→ Work to be completed
In the following material, identify every line holding the string "TypeScript" and return it.

→ Data section
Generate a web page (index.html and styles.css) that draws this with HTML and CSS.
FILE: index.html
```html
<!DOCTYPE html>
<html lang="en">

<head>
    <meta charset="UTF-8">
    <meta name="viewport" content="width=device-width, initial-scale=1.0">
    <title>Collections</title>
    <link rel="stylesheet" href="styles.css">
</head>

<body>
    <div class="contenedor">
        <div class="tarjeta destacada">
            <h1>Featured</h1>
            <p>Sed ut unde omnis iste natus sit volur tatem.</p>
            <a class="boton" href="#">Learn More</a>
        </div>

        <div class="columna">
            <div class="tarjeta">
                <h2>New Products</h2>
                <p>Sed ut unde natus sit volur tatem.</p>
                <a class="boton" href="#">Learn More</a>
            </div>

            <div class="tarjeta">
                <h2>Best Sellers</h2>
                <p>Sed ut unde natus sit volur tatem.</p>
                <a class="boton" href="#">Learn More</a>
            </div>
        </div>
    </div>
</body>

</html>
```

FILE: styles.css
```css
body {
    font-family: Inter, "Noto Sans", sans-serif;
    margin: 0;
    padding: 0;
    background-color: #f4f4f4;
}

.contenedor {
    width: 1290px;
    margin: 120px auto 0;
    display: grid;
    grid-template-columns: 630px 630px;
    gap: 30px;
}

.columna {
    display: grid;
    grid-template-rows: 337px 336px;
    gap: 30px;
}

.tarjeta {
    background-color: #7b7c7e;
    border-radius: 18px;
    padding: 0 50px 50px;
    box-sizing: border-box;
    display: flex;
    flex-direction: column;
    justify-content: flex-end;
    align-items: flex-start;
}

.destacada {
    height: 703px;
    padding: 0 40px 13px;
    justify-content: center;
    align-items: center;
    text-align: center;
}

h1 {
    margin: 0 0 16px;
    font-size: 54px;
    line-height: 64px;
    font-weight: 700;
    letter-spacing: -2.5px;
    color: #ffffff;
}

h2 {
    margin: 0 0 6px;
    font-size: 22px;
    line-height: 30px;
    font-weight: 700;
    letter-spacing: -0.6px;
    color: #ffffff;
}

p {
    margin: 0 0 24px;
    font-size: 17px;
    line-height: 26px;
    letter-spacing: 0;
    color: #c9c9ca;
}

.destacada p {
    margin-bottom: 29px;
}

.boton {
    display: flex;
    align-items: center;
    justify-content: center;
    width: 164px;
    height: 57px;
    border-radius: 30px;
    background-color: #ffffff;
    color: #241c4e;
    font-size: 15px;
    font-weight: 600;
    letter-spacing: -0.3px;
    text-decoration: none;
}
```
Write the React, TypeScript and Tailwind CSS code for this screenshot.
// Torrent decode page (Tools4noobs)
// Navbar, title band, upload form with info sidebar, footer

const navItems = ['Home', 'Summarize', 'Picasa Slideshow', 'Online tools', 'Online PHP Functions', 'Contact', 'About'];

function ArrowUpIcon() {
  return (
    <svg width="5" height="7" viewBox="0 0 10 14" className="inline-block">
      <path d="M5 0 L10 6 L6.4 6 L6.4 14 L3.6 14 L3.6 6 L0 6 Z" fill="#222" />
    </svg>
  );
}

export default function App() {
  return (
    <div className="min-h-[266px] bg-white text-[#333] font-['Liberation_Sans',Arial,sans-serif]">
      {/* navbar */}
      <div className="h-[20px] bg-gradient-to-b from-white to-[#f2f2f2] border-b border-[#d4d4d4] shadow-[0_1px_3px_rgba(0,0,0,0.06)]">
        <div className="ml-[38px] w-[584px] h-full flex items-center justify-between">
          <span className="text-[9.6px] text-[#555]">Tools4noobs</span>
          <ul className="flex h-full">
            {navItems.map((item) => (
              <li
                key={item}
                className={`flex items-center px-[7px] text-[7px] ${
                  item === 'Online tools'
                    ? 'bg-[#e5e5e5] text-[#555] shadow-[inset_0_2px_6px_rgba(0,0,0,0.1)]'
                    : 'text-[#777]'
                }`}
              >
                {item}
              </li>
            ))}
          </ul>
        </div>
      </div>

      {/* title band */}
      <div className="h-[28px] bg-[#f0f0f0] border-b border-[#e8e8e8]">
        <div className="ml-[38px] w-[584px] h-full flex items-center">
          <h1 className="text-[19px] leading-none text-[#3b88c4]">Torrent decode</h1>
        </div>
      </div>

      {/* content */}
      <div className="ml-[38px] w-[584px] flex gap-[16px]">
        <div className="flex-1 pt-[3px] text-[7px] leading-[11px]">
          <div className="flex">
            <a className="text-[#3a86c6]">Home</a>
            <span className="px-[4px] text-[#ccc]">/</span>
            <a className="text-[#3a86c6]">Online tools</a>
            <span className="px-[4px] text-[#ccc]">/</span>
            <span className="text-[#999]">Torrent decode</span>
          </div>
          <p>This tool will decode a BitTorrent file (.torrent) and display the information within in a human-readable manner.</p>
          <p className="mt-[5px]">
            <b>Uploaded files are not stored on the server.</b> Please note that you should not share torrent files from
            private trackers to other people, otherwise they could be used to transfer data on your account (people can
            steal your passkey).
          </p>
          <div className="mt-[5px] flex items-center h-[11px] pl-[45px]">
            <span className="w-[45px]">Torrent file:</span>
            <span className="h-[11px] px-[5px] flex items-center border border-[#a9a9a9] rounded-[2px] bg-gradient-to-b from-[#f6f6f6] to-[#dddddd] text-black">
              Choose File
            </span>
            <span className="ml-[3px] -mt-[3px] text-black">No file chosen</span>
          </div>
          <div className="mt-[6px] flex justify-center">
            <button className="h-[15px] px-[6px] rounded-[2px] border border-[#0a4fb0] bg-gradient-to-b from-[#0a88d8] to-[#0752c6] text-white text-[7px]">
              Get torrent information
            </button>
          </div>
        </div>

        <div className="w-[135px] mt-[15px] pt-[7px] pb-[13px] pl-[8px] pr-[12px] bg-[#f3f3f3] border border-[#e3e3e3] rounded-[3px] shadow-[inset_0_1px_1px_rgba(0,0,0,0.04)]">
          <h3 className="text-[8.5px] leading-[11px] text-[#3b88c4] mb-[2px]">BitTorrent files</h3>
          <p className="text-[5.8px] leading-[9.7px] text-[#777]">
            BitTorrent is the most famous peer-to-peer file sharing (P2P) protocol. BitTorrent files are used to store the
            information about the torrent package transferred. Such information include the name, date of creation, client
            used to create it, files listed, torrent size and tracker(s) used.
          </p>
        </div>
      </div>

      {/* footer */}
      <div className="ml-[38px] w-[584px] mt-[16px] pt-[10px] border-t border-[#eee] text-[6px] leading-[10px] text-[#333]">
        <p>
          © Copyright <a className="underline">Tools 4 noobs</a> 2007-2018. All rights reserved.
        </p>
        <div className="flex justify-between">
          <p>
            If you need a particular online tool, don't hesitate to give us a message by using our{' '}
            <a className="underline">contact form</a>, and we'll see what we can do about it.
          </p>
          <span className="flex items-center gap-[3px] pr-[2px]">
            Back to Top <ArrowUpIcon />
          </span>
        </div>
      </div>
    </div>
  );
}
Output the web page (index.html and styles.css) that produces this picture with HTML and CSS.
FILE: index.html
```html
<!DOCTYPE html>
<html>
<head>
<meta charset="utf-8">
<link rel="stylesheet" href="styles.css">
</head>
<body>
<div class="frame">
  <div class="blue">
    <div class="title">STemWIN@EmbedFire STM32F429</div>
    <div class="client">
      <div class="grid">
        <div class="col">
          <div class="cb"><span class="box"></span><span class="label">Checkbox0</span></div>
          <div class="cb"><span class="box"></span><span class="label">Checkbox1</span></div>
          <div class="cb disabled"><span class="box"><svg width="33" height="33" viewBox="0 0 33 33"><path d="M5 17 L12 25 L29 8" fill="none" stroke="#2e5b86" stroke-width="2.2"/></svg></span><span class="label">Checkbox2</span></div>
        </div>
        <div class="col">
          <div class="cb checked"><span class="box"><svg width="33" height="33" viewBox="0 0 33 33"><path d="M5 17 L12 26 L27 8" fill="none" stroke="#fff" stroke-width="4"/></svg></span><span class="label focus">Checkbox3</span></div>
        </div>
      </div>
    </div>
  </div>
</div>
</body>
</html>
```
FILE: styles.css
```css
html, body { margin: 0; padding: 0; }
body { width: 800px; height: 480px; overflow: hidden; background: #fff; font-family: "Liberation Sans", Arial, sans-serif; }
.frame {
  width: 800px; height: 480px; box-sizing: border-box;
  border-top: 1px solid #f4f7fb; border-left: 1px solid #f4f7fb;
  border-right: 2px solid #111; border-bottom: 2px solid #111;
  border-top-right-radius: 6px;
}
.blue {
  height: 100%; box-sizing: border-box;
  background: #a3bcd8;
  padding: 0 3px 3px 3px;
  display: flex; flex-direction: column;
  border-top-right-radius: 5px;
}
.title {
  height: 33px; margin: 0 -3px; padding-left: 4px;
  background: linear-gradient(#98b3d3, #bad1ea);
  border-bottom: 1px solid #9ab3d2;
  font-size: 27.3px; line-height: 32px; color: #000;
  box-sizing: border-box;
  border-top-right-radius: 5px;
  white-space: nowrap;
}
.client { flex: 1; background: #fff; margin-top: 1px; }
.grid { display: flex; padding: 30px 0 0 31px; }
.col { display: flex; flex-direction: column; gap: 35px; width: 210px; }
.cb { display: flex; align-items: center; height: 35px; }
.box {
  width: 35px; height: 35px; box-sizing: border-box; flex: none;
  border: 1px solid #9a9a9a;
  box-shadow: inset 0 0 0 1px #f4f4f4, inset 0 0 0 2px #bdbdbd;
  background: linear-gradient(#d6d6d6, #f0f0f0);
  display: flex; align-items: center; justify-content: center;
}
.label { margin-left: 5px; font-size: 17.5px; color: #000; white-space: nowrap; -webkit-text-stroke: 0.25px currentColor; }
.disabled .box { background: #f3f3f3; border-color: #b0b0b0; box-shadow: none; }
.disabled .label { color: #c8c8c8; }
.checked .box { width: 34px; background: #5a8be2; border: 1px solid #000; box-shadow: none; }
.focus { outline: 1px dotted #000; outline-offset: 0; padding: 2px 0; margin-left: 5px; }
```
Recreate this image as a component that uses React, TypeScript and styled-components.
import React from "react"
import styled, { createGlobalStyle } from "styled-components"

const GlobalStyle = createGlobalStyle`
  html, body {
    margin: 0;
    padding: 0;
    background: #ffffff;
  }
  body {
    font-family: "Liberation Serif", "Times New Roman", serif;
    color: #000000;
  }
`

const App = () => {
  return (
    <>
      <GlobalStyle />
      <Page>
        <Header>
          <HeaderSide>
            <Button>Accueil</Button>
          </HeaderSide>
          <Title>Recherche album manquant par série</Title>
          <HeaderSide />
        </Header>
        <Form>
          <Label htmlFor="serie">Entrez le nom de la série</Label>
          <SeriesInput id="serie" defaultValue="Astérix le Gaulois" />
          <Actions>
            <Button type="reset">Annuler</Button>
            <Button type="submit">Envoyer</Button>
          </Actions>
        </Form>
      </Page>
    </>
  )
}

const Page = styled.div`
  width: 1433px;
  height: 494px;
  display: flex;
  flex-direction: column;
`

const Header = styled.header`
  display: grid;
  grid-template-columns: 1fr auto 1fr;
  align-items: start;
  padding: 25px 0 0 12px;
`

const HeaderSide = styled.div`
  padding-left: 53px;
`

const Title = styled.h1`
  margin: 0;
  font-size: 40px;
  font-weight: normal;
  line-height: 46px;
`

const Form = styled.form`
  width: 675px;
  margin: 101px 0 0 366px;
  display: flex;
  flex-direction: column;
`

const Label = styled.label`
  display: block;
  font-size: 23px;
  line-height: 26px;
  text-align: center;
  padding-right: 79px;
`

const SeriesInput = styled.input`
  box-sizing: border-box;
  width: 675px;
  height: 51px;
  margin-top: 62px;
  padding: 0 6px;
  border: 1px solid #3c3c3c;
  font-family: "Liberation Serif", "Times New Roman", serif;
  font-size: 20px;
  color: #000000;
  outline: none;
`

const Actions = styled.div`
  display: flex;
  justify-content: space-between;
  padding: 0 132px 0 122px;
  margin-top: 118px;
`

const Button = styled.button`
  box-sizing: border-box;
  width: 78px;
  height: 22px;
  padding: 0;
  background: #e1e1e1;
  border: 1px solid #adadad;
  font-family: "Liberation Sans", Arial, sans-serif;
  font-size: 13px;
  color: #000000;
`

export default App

→ Result of the exercise
Write the React, TypeScript and Tailwind CSS code for this screenshot.
Recreate this image as a component that uses React, TypeScript and styled-components.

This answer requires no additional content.